- _THE TASK_
Give the number of lines holding the string "index", and nothing else.

- _SUPPLIED DATA_
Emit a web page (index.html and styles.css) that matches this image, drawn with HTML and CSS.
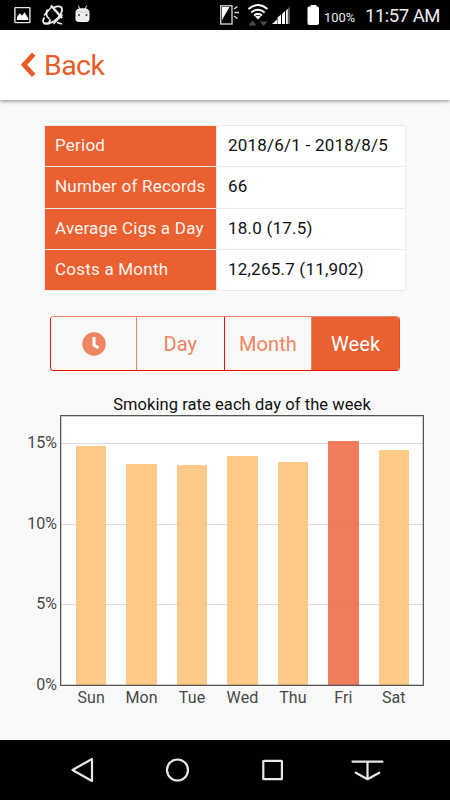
FILE: index.html
```html
<!DOCTYPE html>
<html lang="en">
<head>
  <meta charset="UTF-8">
  <meta name="viewport" content="width=device-width, initial-scale=1">
  <title>Smoking Report</title>
  <link rel="stylesheet" href="styles.css">
</head>
<body>
  <div class="status-bar">
    <svg class="status-left" width="100" height="30" viewBox="0 0 100 30">
      <rect x="14.9" y="7.6" width="15" height="15" rx="0.5" fill="none" stroke="#e4e4e4" stroke-width="1.4"/>
      <path d="M17 20v-3l3-3.8 2 2.6 2.5-3.5 3.7 6V20z" fill="#fff"/>
      <g fill="none" stroke="#eee">
        <path d="M51 5.500l11 12.500" stroke-width="2.300"/>
        <path d="M44 15.500l8-9M53.500 24l9-9.500" stroke-width="1.500"/>
        <path d="M54 7.500c3.500-2 7.500-1.500 8 1.500.4 5-5.500 12-11.500 14-4.500 1.500-7.500.5-7.500-2 0-1 .5-2 1.500-3.500M47.500 9.500c-1.500 3-1.500 7 2 9.500" stroke-width="1.800"/>
        <path d="M43.500 23.500h5l2-4M57 22.500l5 1.500" stroke-width="1.800"/>
      </g>
      <path d="M75.500 12.500c0-2 1.500-3.500 3.500-4l-1-2.700.8-.3 1.200 2.800h5l1.200-2.800.8.3-1 2.700c2 .5 3.500 2 3.500 4v6.500c0 2-1.300 3-3 3h-8c-1.700 0-3-1-3-3z" fill="#eee"/>
      <path d="M75.500 12h14" stroke="#bbb" stroke-width=".7"/>
      <circle cx="79" cy="15" r="1" fill="#333"/>
      <circle cx="86.500" cy="15" r="1" fill="#333"/>
    </svg>
    <div class="status-right">
      <svg width="102" height="30" viewBox="0 0 102 30">
        <rect x="3.700" y="5.800" width="11.300" height="18.200" fill="none" stroke="#ccc" stroke-width="1.400"/>
        <path d="M5 7h7.500L5 20z" fill="#fff"/>
        <path d="M17 9l3.500-2.500M17.500 12.500H22M17 16l3.500 2.500" stroke="#ddd" stroke-width="1.500"/>
        <g fill="none" stroke="#fff" stroke-width="2">
          <path d="M31.500 9q9.500-8 19 0M34.300 12.500q6.700-5.500 13.400 0M37 15.500q4-3.200 8 0"/>
        </g>
        <path d="M38 16.500q3-1.600 6 0L41 19.500z" fill="#fff"/>
        <path d="M31.500 25.500l4-5 4 5zM42.500 21.500h8l-4 4.500z" fill="#4a4a4a"/>
        <path d="M55 24l5-4.500V24zM60.500 17.500l3.500-3V24h-3.500zM65 14l3-3v13h-3z" fill="#fff"/>
        <path d="M69 10.500l1.800-1.800V24H69z" fill="#fff"/>
        <path d="M71 8.500L73 6v18h-2z" fill="#555"/>
        <path d="M93.500 5h6v1.500h1q1.500 0 1.500 1.500v15q0 2-2 2h-7.500q-2 0-2-2V8q0-1.500 1.500-1.500h1.500z" fill="#fff"/>
      </svg>
      <span class="battery">100%</span>
      <span class="clock">11:57 AM</span>
    </div>
  </div>

  <div class="header">
    <a class="back-button" href="#">
      <svg width="16" height="26" viewBox="0 0 16 26">
        <path d="M12.700 2.200L3 12.800l9.700 10.600" fill="none" stroke="#ea5b25" stroke-width="4.700"/>
      </svg>
      <span>Back</span>
    </a>
  </div>

  <div class="container">
    <table class="summary">
      <tr><th>Period</th><td>2018/6/1 - 2018/8/5</td></tr>
      <tr><th>Number of Records</th><td>66</td></tr>
      <tr><th>Average Cigs a Day</th><td>18.0 (17.5)</td></tr>
      <tr><th>Costs a Month</th><td>12,265.7 (11,902)</td></tr>
    </table>

    <div class="segment">
      <button class="segment-button">
        <svg width="24" height="24" viewBox="0 0 24 24">
          <circle cx="12" cy="12" r="11.700" fill="#ef8460"/>
          <path d="M12 5V13l4.500 2.800" fill="none" stroke="#f9f9f9" stroke-width="3.200"/>
        </svg>
      </button>
      <button class="segment-button">Day</button>
      <button class="segment-button">Month</button>
      <button class="segment-button active">Week</button>
    </div>

    <div class="chart">
      <div class="chart-title">Smoking rate each day of the week</div>
      <div class="y-axis">
        <span>15%</span>
        <span>10%</span>
        <span>5%</span>
        <span>0%</span>
      </div>
      <div class="plot">
        <div class="grid-lines"><i></i><i></i><i></i></div>
        <div class="bars">
          <div class="bar" style="height: 239px"></div>
          <div class="bar" style="height: 221.500px"></div>
          <div class="bar" style="height: 220px"></div>
          <div class="bar" style="height: 229.500px"></div>
          <div class="bar" style="height: 222.700px"></div>
          <div class="bar highlight" style="height: 244.500px"></div>
          <div class="bar" style="height: 235px"></div>
        </div>
      </div>
      <div class="x-axis">
        <span>Sun</span>
        <span>Mon</span>
        <span>Tue</span>
        <span>Wed</span>
        <span>Thu</span>
        <span>Fri</span>
        <span>Sat</span>
      </div>
    </div>
  </div>

  <div class="nav-bar">
    <svg viewBox="0 0 34 34"><path d="M27 6v22L7.500 17z"/></svg>
    <svg viewBox="0 0 34 34"><circle cx="17.500" cy="17" r="10.500"/></svg>
    <svg viewBox="0 0 34 34"><rect x="7.300" y="7.800" width="18.600" height="18.400" rx="0.500"/></svg>
    <svg viewBox="0 0 34 34"><path d="M1.500 8.600h30M16.500 9v17M4.800 19.700l11.700 6.500 11.800-6.500"/></svg>
  </div>
</body>
</html>
```
FILE: styles.css
```css
* {
  box-sizing: border-box;
}
body {
  margin: 0;
  height: 800px;
  display: flex;
  flex-direction: column;
  overflow: hidden;
  font-family: Roboto, sans-serif;
  background: #f9f9f9;
  color: #111;
}

/* status bar */
.status-bar {
  height: 30px;
  flex: none;
  display: flex;
  justify-content: space-between;
  background: #000;
  color: #eee;
}
.status-right {
  display: flex;
  align-items: baseline;
  width: 250px;
  padding-left: 17px;
  line-height: 30px;
  white-space: nowrap;
}
.status-right svg {
  flex: none;
  align-self: center;
  margin-right: 5px;
  overflow: visible;
}
.battery {
  width: 32px;
  font-size: 12.9px;
  line-height: 33px;
}
.clock {
  margin-left: 9px;
  font-size: 18.5px;
  line-height: 32px;
  letter-spacing: -0.5px;
}

/* header */
.header {
  height: 70px;
  flex: none;
  padding-left: 19px;
  background: #fff;
  box-shadow: 0 1px 4px rgba(0, 0, 0, 0.45);
}
.back-button {
  display: flex;
  align-items: center;
  height: 70px;
  color: #ea5b25;
  font-size: 28.5px;
  letter-spacing: -0.6px;
  text-decoration: none;
}
.back-button svg {
  margin: 0 7px 0 2px;
}

.container {
  flex: 1;
  padding-top: 25px;
}

/* summary table */
.summary {
  width: 362px;
  height: 166px;
  margin: 0 0 0 44px;
  border-collapse: collapse;
  font-size: 17px;
  letter-spacing: 0.22px;
}
.summary th,
.summary td {
  padding: 0 10px 2px;
  border: 1px solid #eaeaea;
  font-weight: 400;
  text-align: left;
}
.summary th {
  width: 172px;
  background: #ea6030;
  color: #fff4ef;
}
.summary td {
  padding-left: 11px;
  background: #fff;
}

/* segmented control */
.segment {
  display: flex;
  width: 350px;
  height: 55px;
  margin: 25px 0 0 50px;
  border: 1px solid #f20d00;
  border-top-color: #ef8566;
  border-radius: 4px;
  overflow: hidden;
}
.segment-button {
  flex: 1;
  display: flex;
  align-items: center;
  justify-content: center;
  padding: 1px 0 0;
  border: 0;
  border-right: 1px solid #ee8363;
  background: #f9f9f9;
  color: #ef8460;
  font-family: inherit;
  font-size: 20px;
  letter-spacing: 0.1px;
}
.segment-button:nth-child(1) {
  flex: none;
  width: 86px;
}
.segment-button:nth-child(2) {
  border-right-color: #f20d00;
}
.segment-button.active {
  border-right: 0;
  background: #ea6030;
  color: #fff;
}
.segment:has(.active:last-child) {
  border-right-color: #e2511b;
}

/* chart */
.chart {
  display: grid;
  grid-template-columns: 60px 364px;
  grid-template-rows: 19px 271px 22px;
  margin-top: 25px;
}
.chart-title {
  grid-column: 2;
  font-size: 16.5px;
  line-height: 17px;
  letter-spacing: 0.07px;
  text-align: center;
}
.y-axis {
  grid-column: 1;
  display: flex;
  flex-direction: column;
  justify-content: space-between;
  height: 262px;
  margin-top: 18px;
  padding-right: 3px;
  font-size: 16px;
  line-height: 20px;
  text-align: right;
  color: #484848;
}
.plot {
  display: grid;
  border: 1px solid #555;
  outline: 1px solid rgba(85, 85, 85, 0.3);
  outline-offset: -2px;
  background: #fff;
}
.grid-lines,
.bars {
  grid-area: 1 / 1;
}
.grid-lines {
  display: grid;
  grid-template-rows: repeat(3, 80.700px);
  align-content: end;
}
.grid-lines i {
  border-top: 1px solid #ddd;
}
.bars {
  display: grid;
  grid-template-columns: repeat(7, 1fr);
  align-items: end;
  justify-items: center;
  padding: 0 4px 0 5px;
}
.bar {
  width: 30.500px;
  background: rgba(255, 191, 115, 0.85);
}
.bar.highlight {
  background: rgba(237, 106, 65, 0.87);
}
.x-axis {
  grid-column: 2;
  display: grid;
  grid-template-columns: repeat(7, 1fr);
  padding: 0 5px 0 6px;
  font-size: 16px;
  line-height: 23px;
  letter-spacing: 0.1px;
  text-align: center;
  color: #484848;
}

/* navigation bar */
.nav-bar {
  flex: none;
  display: flex;
  justify-content: space-between;
  height: 60px;
  padding: 13px 65px;
  background: #000;
}
.nav-bar svg {
  width: 34px;
  height: 34px;
  fill: none;
  stroke: #e8e8e8;
  stroke-width: 2.200;
  stroke-linejoin: round;
  stroke-linecap: round;
}
```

- _SOLUTION_
2